The U.S. Supreme Court agreed to hear the state’s appeal of the ruling this fall, but other Native American inmates and defendants in Oklahoma have already begun appealing their convictions or asking for their cases to be dismissed on the same jurisdictional grounds. State and federal officials warn, too, that if the ruling stands, it could have far-reaching effects on areas beyond criminal jurisdiction, including tax collection and property rights.
“If not corrected, the decision … could result in the largest abrogation of state sovereignty by a federal court in American history,” Oklahoma’s attorney general, Mike Hunter, wrote in asking the Supreme Court to look at the ruling.
The ruling could have a big effect on tribal members in Oklahoma, but not elsewhere, because of how tribal land was treated as Oklahoma transitioned from territory to state.
Many of the 38 Oklahoma-based tribes were driven from their ancestral homelands and resettled on sweeping tracts of land in what later became the state, including most of what is now eastern Oklahoma. The Creek Nation’s territory, alone, encompassed more than 3 million acres, including most of what became the state’s second-largest city, Tulsa.
As settlers continued to expand westward, the federal government took back much of that land through forced allotment, a policy aimed at transforming communally owned tribal land to individual parcels owned by tribal members. Lands the government determined to be “excess” were sold on the open market or allowed to be settled by non-Native Americans.
In its ruling last year, the appeals court in Denver determined that because Congress never formally disestablished the Creek Nation’s original tribal boundaries, the land in McIntosh County where Jacobs was killed is still under the jurisdiction of tribal or federal authorities for crimes involving tribal members.

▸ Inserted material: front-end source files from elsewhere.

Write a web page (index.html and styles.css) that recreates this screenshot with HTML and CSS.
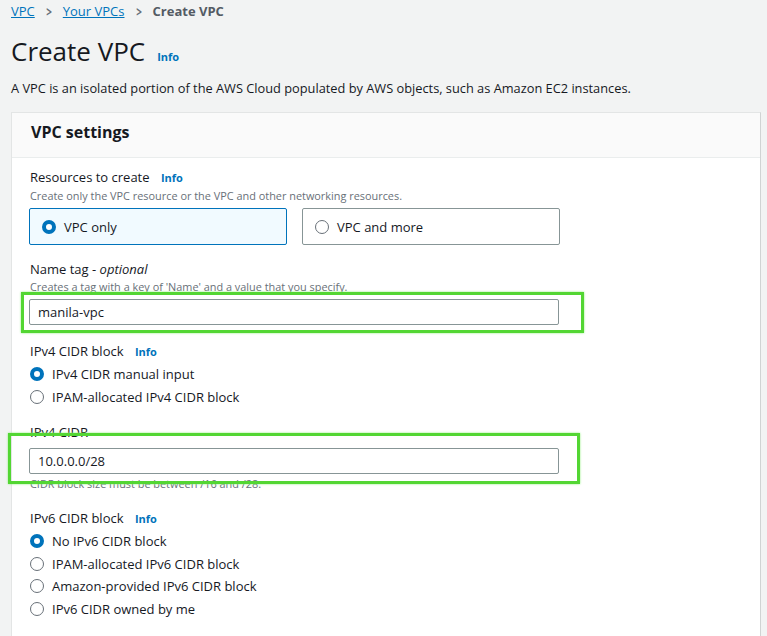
FILE: index.html
```html
<!DOCTYPE html>
<html lang="en">
<head>
  <meta charset="UTF-8">
  <title>Create VPC</title>
  <link rel="stylesheet" href="styles.css">
</head>
<body>
  <div class="breadcrumb">
    <a href="#">VPC</a>
    <span class="sep">&gt;</span>
    <a href="#">Your VPCs</a>
    <span class="sep">&gt;</span>
    <span class="current">Create VPC</span>
  </div>

  <div class="page-title">
    <h1>Create VPC</h1>
    <a class="info" href="#">Info</a>
  </div>
  <p class="page-desc">A VPC is an isolated portion of the AWS Cloud populated by AWS objects, such as Amazon EC2 instances.</p>

  <div class="card">
    <div class="card-header">VPC settings</div>
    <div class="card-body">

      <div class="field field-resources">
        <div class="label">Resources to create <a class="info" href="#">Info</a></div>
        <div class="hint">Create only the VPC resource or the VPC and other networking resources.</div>
        <div class="tiles">
          <div class="tile selected"><span class="radio checked"></span>VPC only</div>
          <div class="tile"><span class="radio"></span>VPC and more</div>
        </div>
      </div>

      <div class="field field-name">
        <div class="label">Name tag - <i>optional</i></div>
        <div class="hint">Creates a tag with a key of 'Name' and a value that you specify.</div>
        <div class="input-wrap">
          <input type="text" value="manila-vpc">
          <div class="highlight hl-name"></div>
        </div>
      </div>

      <div class="field">
        <div class="label">IPv4 CIDR block <a class="info" href="#">Info</a></div>
        <div class="options">
          <div class="option"><span class="radio checked"></span>IPv4 CIDR manual input</div>
          <div class="option"><span class="radio"></span>IPAM-allocated IPv4 CIDR block</div>
        </div>
      </div>

      <div class="field field-cidr">
        <div class="label">IPv4 CIDR</div>
        <div class="input-wrap">
          <input type="text" value="10.0.0.0/28">
          <div class="highlight hl-cidr"></div>
        </div>
        <div class="hint after">CIDR block size must be between /16 and /28.</div>
      </div>

      <div class="field">
        <div class="label">IPv6 CIDR block <a class="info" href="#">Info</a></div>
        <div class="options">
          <div class="option"><span class="radio checked"></span>No IPv6 CIDR block</div>
          <div class="option"><span class="radio"></span>IPAM-allocated IPv6 CIDR block</div>
          <div class="option"><span class="radio"></span>Amazon-provided IPv6 CIDR block</div>
          <div class="option"><span class="radio"></span>IPv6 CIDR owned by me</div>
        </div>
      </div>

    </div>
  </div>
</body>
</html>
```

FILE: styles.css
```css
body {
  margin: 0;
  padding: 0 0 0 11px;
  background-color: #f2f3f3;
  font-family: "Open Sans", "Noto Sans", Arial, sans-serif;
  font-size: 13px;
  color: #16191f;
  overflow: hidden;
}

a {
  color: #0073bb;
}

.breadcrumb {
  display: flex;
  align-items: center;
  gap: 10px;
  height: 22px;
  font-size: 13px;
}

.breadcrumb .sep {
  color: #687078;
  font-weight: bold;
  font-size: 14px;
  transform: scaleX(0.7);
}

.breadcrumb .current {
  color: #545b64;
  font-weight: bold;
}

.page-title {
  display: flex;
  align-items: baseline;
  gap: 12px;
  margin-top: 11px;
}

h1 {
  margin: 0;
  font-size: 26px;
  font-weight: normal;
  line-height: 36px;
}

.info {
  font-size: 11px;
  font-weight: bold;
  text-decoration: none;
}

.page-desc {
  margin: 9px 0 0;
  font-size: 12.8px;
  line-height: 20px;
}

.card {
  margin-top: 14px;
  width: 748px;
  height: 600px;
  background-color: #ffffff;
  border: 1px solid #e3e5e5;
  border-right-color: #d0d3d3;
}

.card-header {
  height: 44px;
  line-height: 38px;
  padding: 0 19px;
  font-size: 16px;
  font-weight: bold;
  background-color: #fafafa;
  border-bottom: 1px solid #eaeded;
}

.card-body {
  padding: 9px 0 0 17px;
}

.field {
  margin-bottom: 12px;
}

.field-resources {
  margin-bottom: 14px;
}

.field-name {
  margin-bottom: 16px;
}

.field-cidr {
  margin-top: 14px;
  margin-bottom: 16px;
}

.label {
  font-size: 13px;
  line-height: 20px;
  padding-left: 1px;
}

.label .info {
  margin-left: 8px;
}

.hint {
  font-size: 10.9px;
  line-height: 16px;
  color: #687078;
  padding-left: 1px;
}

.hint.after {
  margin-top: 2px;
}

.tiles {
  display: flex;
  gap: 15px;
  margin-top: 4px;
}

.tile {
  display: flex;
  align-items: center;
  box-sizing: border-box;
  width: 258px;
  height: 37px;
  padding-left: 12px;
  border: 1px solid #879596;
  border-radius: 2px;
}

.tile.selected {
  background-color: #f1faff;
  border-color: #0073bb;
}

.radio {
  display: inline-block;
  box-sizing: border-box;
  width: 14px;
  height: 14px;
  margin-right: 8px;
  border: 1px solid #687078;
  border-radius: 50%;
  background-color: #ffffff;
}

.radio.checked {
  border: 4px solid #0073bb;
}

.input-wrap {
  position: relative;
  width: 530px;
  margin-top: 4px;
}

.field-cidr .input-wrap {
  margin-top: 6px;
}

input {
  display: block;
  box-sizing: border-box;
  width: 530px;
  height: 26px;
  padding: 0 8px;
  border: 1px solid #879596;
  border-radius: 2px;
  font-family: inherit;
  font-size: 13px;
  color: #16191f;
}

.highlight {
  position: absolute;
  border: 3px solid #53d633;
  box-shadow: 0 0 2px #8ef07a;
  pointer-events: none;
}

.hl-name {
  left: -8px;
  top: -7px;
  width: 557px;
  height: 35px;
}

.hl-cidr {
  left: -21px;
  top: -15px;
  width: 566px;
  height: 45px;
}

.options {
  margin-top: 1px;
}

.option {
  display: flex;
  align-items: center;
  height: 22.5px;
  padding-left: 1px;
}
```
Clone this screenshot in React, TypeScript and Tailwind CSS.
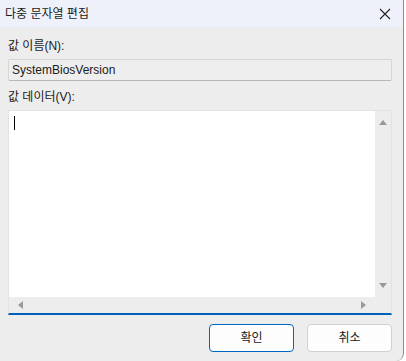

Although the ruling is specific to Murphy’s case and Creek Nation territory, legal experts say it could be applied to cases involving other members of tribes whose boundaries also weren’t formally disestablished by Congress.
If the ruling is allowed to stand, the number of felony indictments based on Oklahoma Indian country jurisdiction could jump from three cases in 2017 to more than 500 per year, the U.S. Department of Justice’s solicitor general wrote in a filing supporting the state’s appeal.
“The federal government would have exclusive jurisdiction over most crimes by or against Indians in most of eight counties, including the City of Tulsa, with a total population of about 950,000 people,” he wrote.
The state’s oil and gas industry also submitted a brief in the case, fretting that the ruling threatens to “upend practically every aspect of Oklahoma’s legal and regulatory regime.”
Many tribal officials and legal scholars, along with Murphy’s attorneys, say many of the “sky-is-falling” legal arguments in the case are overblown.
“I would say they’re not just a little bit overblown, they’re wildly overstated on a lot of fronts,” said Lindsay Dowell, first assistant attorney general for the Muscogee (Creek) Nation.
Dowell said the tribe, like many in Oklahoma, has a fully functional court and law enforcement system that already works closely with state and federal partners.
“So, the Nation has the capacity to function as a government with respect to law enforcement and does that already and has the capacity to handle anything that would result from Murphy,” she said.
Oklahoma City University’s general counsel, Casey Ross, who is also director of the law school’s American Indian Law and Sovereignty Center, said she also believes many of the fears about how the ruling might impact tax policy, environmental regulation and land ownership are overstated. Still, she acknowledged the ruling is momentous, as it stands.
“It’s an interesting case. It’s an interesting time,” she said. “Particularly my law professor colleagues, we all kind of joke with each other about how we might have to change up the way we’re teaching (tribal law).”